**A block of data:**
........

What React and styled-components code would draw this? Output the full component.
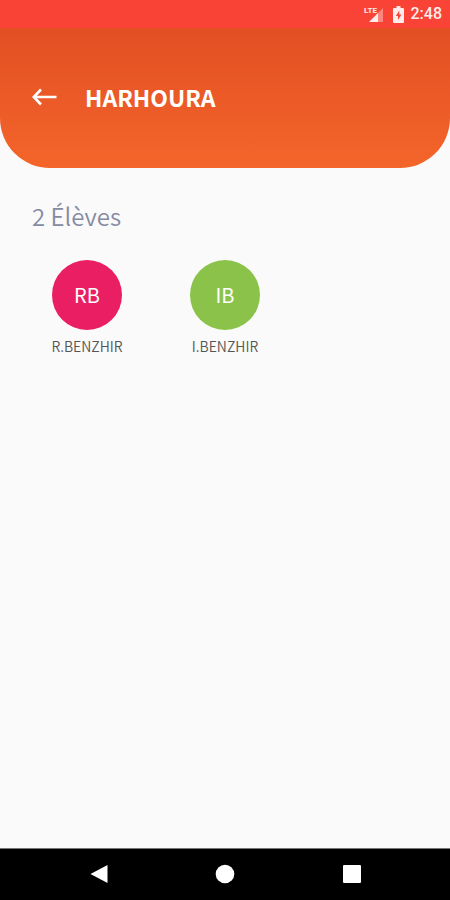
import React from 'react'
import styled, { createGlobalStyle } from 'styled-components'

const GlobalStyle = createGlobalStyle`
  * {
    box-sizing: border-box;
  }
  body {
    margin: 0;
    background: #fafafa;
    font-family: "Noto Sans CJK SC", "Open Sans", sans-serif;
  }
`

const Screen = styled.div`
  display: flex;
  flex-direction: column;
  min-height: 100vh;
`

const StatusBar = styled.div`
  display: flex;
  align-items: center;
  justify-content: flex-end;
  height: 28px;
  padding-right: 8px;
  background: #f94336;
  color: #ffeceb;
`

const Clock = styled.time`
  margin-left: 7px;
  font-family: Roboto, sans-serif;
  font-size: 16px;
  font-weight: 500;
  line-height: 28px;
`

const SignalIcon = styled.svg`
  font-family: Roboto, sans-serif;
  font-size: 8px;
  font-weight: 700;
`

const BatteryIcon = styled.svg`
  margin-left: 9px;
`

const HeaderWrap = styled.div`
  background: linear-gradient(#e24f24 50%, #fafafa 50%);
`

const Header = styled.header`
  display: flex;
  align-items: center;
  gap: 28px;
  height: 140px;
  padding: 0 32px 2px;
  border-radius: 0 0 50px 50px;
  background: linear-gradient(#e24f24, #f4652a);
  color: #fff;
`

const BackButton = styled.button`
  display: flex;
  padding: 0;
  border: 0;
  background: none;
  color: inherit;
  cursor: pointer;
`

const Title = styled.h1`
  margin: 0;
  font-size: 23px;
  font-weight: 700;
  line-height: 32px;
`

const Main = styled.main`
  flex: 1;
  padding: 32px 18px;
`

const Count = styled.h2`
  margin: 0 0 28px;
  padding-left: 14px;
  color: #858aa3;
  font-size: 24px;
  font-weight: 350;
  line-height: 32px;
`

const StudentList = styled.ul`
  display: grid;
  grid-template-columns: repeat(3, 1fr);
  margin: 0;
  padding: 0;
  list-style: none;
`

const Student = styled.li`
  display: flex;
  flex-direction: column;
  align-items: center;
  gap: 6px;
`

const Avatar = styled.div`
  display: flex;
  align-items: center;
  justify-content: center;
  width: 70px;
  height: 70px;
  border-radius: 50%;
  background: ${(props) => props.$color};
  color: #fff;
  font-size: 20px;
  line-height: 28px;
`

const Name = styled.span`
  color: #555;
  font-size: 14px;
  font-weight: 350;
  line-height: 20px;
`

const NavBar = styled.nav`
  display: flex;
  align-items: center;
  justify-content: center;
  gap: 103px;
  height: 52px;
  padding-bottom: 1px;
  border-top: 1px solid #777;
  background: #000;
`

const NavButton = styled.button`
  display: flex;
  padding: 0;
  border: 0;
  background: none;
  color: #fff;
  cursor: pointer;
`

const students = [
  { initials: 'RB', name: 'R.BENZHIR', color: '#e91e63' },
  { initials: 'IB', name: 'I.BENZHIR', color: '#8bc34a' },
]

export default function App() {
  return (
    <Screen>
      <GlobalStyle />
      <StatusBar>
        {/* mobile network + signal */}
        <SignalIcon width="20" height="18" viewBox="0 0 20 18">
          <path d="M19 3v14h-5V8z" fill="currentColor" opacity=".4" />
          <path d="M14 8v9H5z" fill="currentColor" />
          <text x="0" y="8" fill="currentColor">LTE</text>
        </SignalIcon>
        <BatteryIcon width="11" height="17" viewBox="0 0 11 17" role="img" aria-label="Batterie en charge">
          <path d="M3.5 0h4v2H10a1 1 0 0 1 1 1v13a1 1 0 0 1-1 1H1a1 1 0 0 1-1-1V3a1 1 0 0 1 1-1h2.500z" fill="currentColor" />
          <path d="M6.300 4.500 2.800 10H5v4l3.500-5.500H6.300z" fill="#f94336" />
        </BatteryIcon>
        <Clock>2:48</Clock>
      </StatusBar>

      <HeaderWrap>
        <Header>
          <BackButton type="button" aria-label="Retour">
            <svg width="25" height="18" viewBox="0 0 25 18" fill="none" stroke="currentColor" strokeWidth="2.6">
              <path d="M24.500 9H2M9 1.500 1.800 9 9 16.500" />
            </svg>
          </BackButton>
          <Title>HARHOURA</Title>
        </Header>
      </HeaderWrap>

      <Main>
        <Count>2 Élèves</Count>
        <StudentList>
          {students.map((student) => (
            <Student key={student.name}>
              <Avatar $color={student.color}>{student.initials}</Avatar>
              <Name>{student.name}</Name>
            </Student>
          ))}
        </StudentList>
      </Main>

      <NavBar>
        <NavButton type="button" aria-label="Retour">
          <svg width="24" height="20" viewBox="0 0 24 20">
            <path d="M21.500 1v18L4.500 10z" fill="currentColor" />
          </svg>
        </NavButton>
        <NavButton type="button" aria-label="Accueil">
          <svg width="24" height="20" viewBox="0 0 24 20">
            <circle cx="12" cy="10" r="9.300" fill="currentColor" />
          </svg>
        </NavButton>
        <NavButton type="button" aria-label="Applications récentes">
          <svg width="24" height="20" viewBox="0 0 24 20">
            <rect x="3" y="1" width="18" height="18" rx="1" fill="currentColor" />
          </svg>
        </NavButton>
      </NavBar>
    </Screen>
  )
}
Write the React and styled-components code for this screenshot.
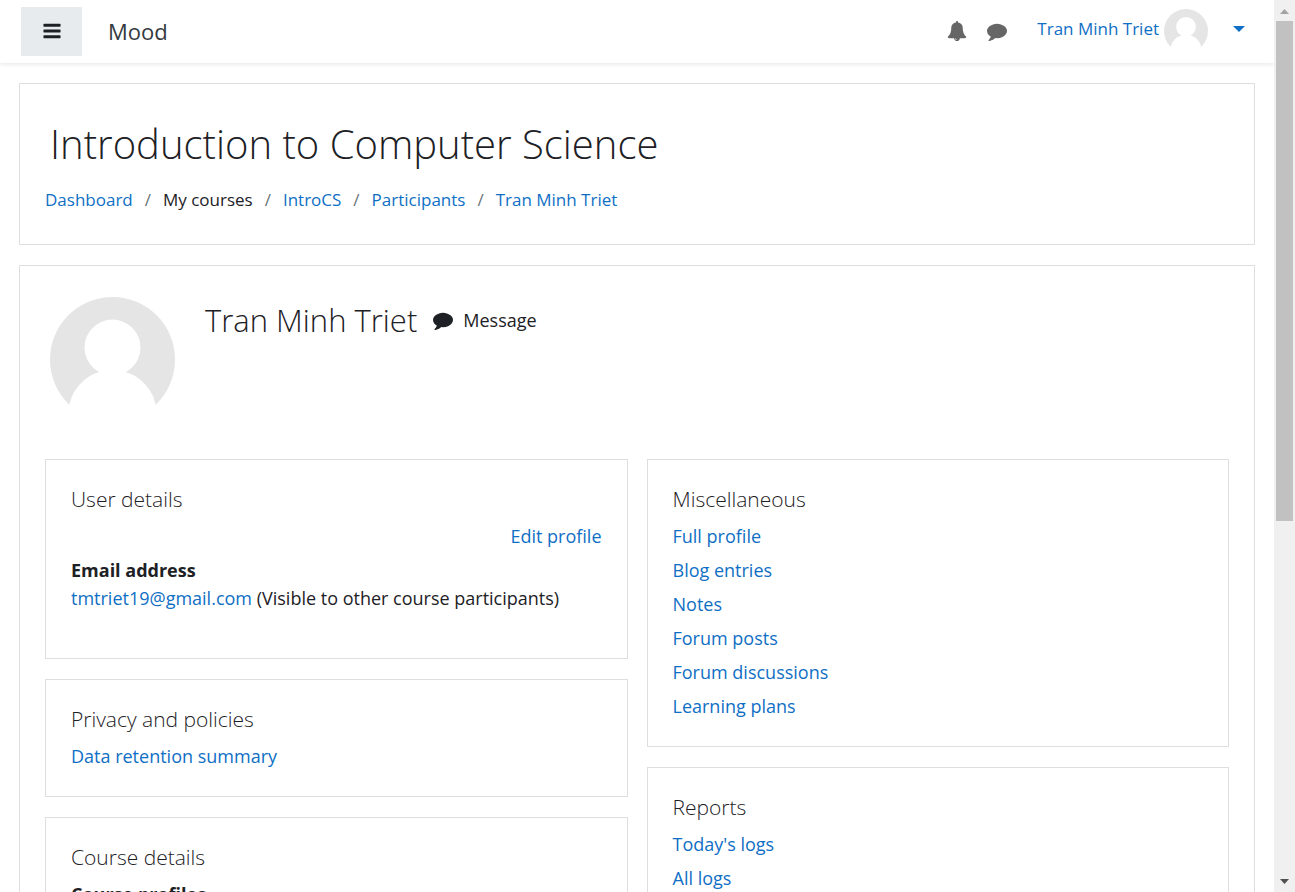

........

**Work to be completed:**
Make an exact copy of the records shown above, without the pictures.

**Answer to the problem:**
What React and styled-components code would draw this? Output the full component.
import React from 'react'
import styled, { createGlobalStyle } from 'styled-components'

const GlobalStyle = createGlobalStyle`
  * {
    box-sizing: border-box;
  }
  body {
    margin: 0;
    background: #fafafa;
    font-family: "Noto Sans CJK SC", "Open Sans", sans-serif;
  }
`

const Screen = styled.div`
  display: flex;
  flex-direction: column;
  min-height: 100vh;
`

const StatusBar = styled.div`
  display: flex;
  align-items: center;
  justify-content: flex-end;
  height: 28px;
  padding-right: 8px;
  background: #f94336;
  color: #ffeceb;
`

const Clock = styled.time`
  margin-left: 7px;
  font-family: Roboto, sans-serif;
  font-size: 16px;
  font-weight: 500;
  line-height: 28px;
`

const SignalIcon = styled.svg`
  font-family: Roboto, sans-serif;
  font-size: 8px;
  font-weight: 700;
`

const BatteryIcon = styled.svg`
  margin-left: 9px;
`

const HeaderWrap = styled.div`
  background: linear-gradient(#e24f24 50%, #fafafa 50%);
`

const Header = styled.header`
  display: flex;
  align-items: center;
  gap: 28px;
  height: 140px;
  padding: 0 32px 2px;
  border-radius: 0 0 50px 50px;
  background: linear-gradient(#e24f24, #f4652a);
  color: #fff;
`

const BackButton = styled.button`
  display: flex;
  padding: 0;
  border: 0;
  background: none;
  color: inherit;
  cursor: pointer;
`

const Title = styled.h1`
  margin: 0;
  font-size: 23px;
  font-weight: 700;
  line-height: 32px;
`

const Main = styled.main`
  flex: 1;
  padding: 32px 18px;
`

const Count = styled.h2`
  margin: 0 0 28px;
  padding-left: 14px;
  color: #858aa3;
  font-size: 24px;
  font-weight: 350;
  line-height: 32px;
`

const StudentList = styled.ul`
  display: grid;
  grid-template-columns: repeat(3, 1fr);
  margin: 0;
  padding: 0;
  list-style: none;
`

const Student = styled.li`
  display: flex;
  flex-direction: column;
  align-items: center;
  gap: 6px;
`

const Avatar = styled.div`
  display: flex;
  align-items: center;
  justify-content: center;
  width: 70px;
  height: 70px;
  border-radius: 50%;
  background: ${(props) => props.$color};
  color: #fff;
  font-size: 20px;
  line-height: 28px;
`

const Name = styled.span`
  color: #555;
  font-size: 14px;
  font-weight: 350;
  line-height: 20px;
`

const NavBar = styled.nav`
  display: flex;
  align-items: center;
  justify-content: center;
  gap: 103px;
  height: 52px;
  padding-bottom: 1px;
  border-top: 1px solid #777;
  background: #000;
`

const NavButton = styled.button`
  display: flex;
  padding: 0;
  border: 0;
  background: none;
  color: #fff;
  cursor: pointer;
`

const students = [
  { initials: 'RB', name: 'R.BENZHIR', color: '#e91e63' },
  { initials: 'IB', name: 'I.BENZHIR', color: '#8bc34a' },
]

export default function App() {
  return (
    <Screen>
      <GlobalStyle />
      <StatusBar>
        {/* mobile network + signal */}
        <SignalIcon width="20" height="18" viewBox="0 0 20 18">
          <path d="M19 3v14h-5V8z" fill="currentColor" opacity=".4" />
          <path d="M14 8v9H5z" fill="currentColor" />
          <text x="0" y="8" fill="currentColor">LTE</text>
        </SignalIcon>
        <BatteryIcon width="11" height="17" viewBox="0 0 11 17" role="img" aria-label="Batterie en charge">
          <path d="M3.5 0h4v2H10a1 1 0 0 1 1 1v13a1 1 0 0 1-1 1H1a1 1 0 0 1-1-1V3a1 1 0 0 1 1-1h2.500z" fill="currentColor" />
          <path d="M6.300 4.500 2.800 10H5v4l3.500-5.500H6.300z" fill="#f94336" />
        </BatteryIcon>
        <Clock>2:48</Clock>
      </StatusBar>

      <HeaderWrap>
        <Header>
          <BackButton type="button" aria-label="Retour">
            <svg width="25" height="18" viewBox="0 0 25 18" fill="none" stroke="currentColor" strokeWidth="2.6">
              <path d="M24.500 9H2M9 1.500 1.800 9 9 16.500" />
            </svg>
          </BackButton>
          <Title>HARHOURA</Title>
        </Header>
      </HeaderWrap>

      <Main>
        <Count>2 Élèves</Count>
        <StudentList>
          {students.map((student) => (
            <Student key={student.name}>
              <Avatar $color={student.color}>{student.initials}</Avatar>
              <Name>{student.name}</Name>
            </Student>
          ))}
        </StudentList>
      </Main>

      <NavBar>
        <NavButton type="button" aria-label="Retour">
          <svg width="24" height="20" viewBox="0 0 24 20">
            <path d="M21.500 1v18L4.500 10z" fill="currentColor" />
          </svg>
        </NavButton>
        <NavButton type="button" aria-label="Accueil">
          <svg width="24" height="20" viewBox="0 0 24 20">
            <circle cx="12" cy="10" r="9.300" fill="currentColor" />
          </svg>
        </NavButton>
        <NavButton type="button" aria-label="Applications récentes">
          <svg width="24" height="20" viewBox="0 0 24 20">
            <rect x="3" y="1" width="18" height="18" rx="1" fill="currentColor" />
          </svg>
        </NavButton>
      </NavBar>
    </Screen>
  )
}
Write the React and styled-components code for this screenshot.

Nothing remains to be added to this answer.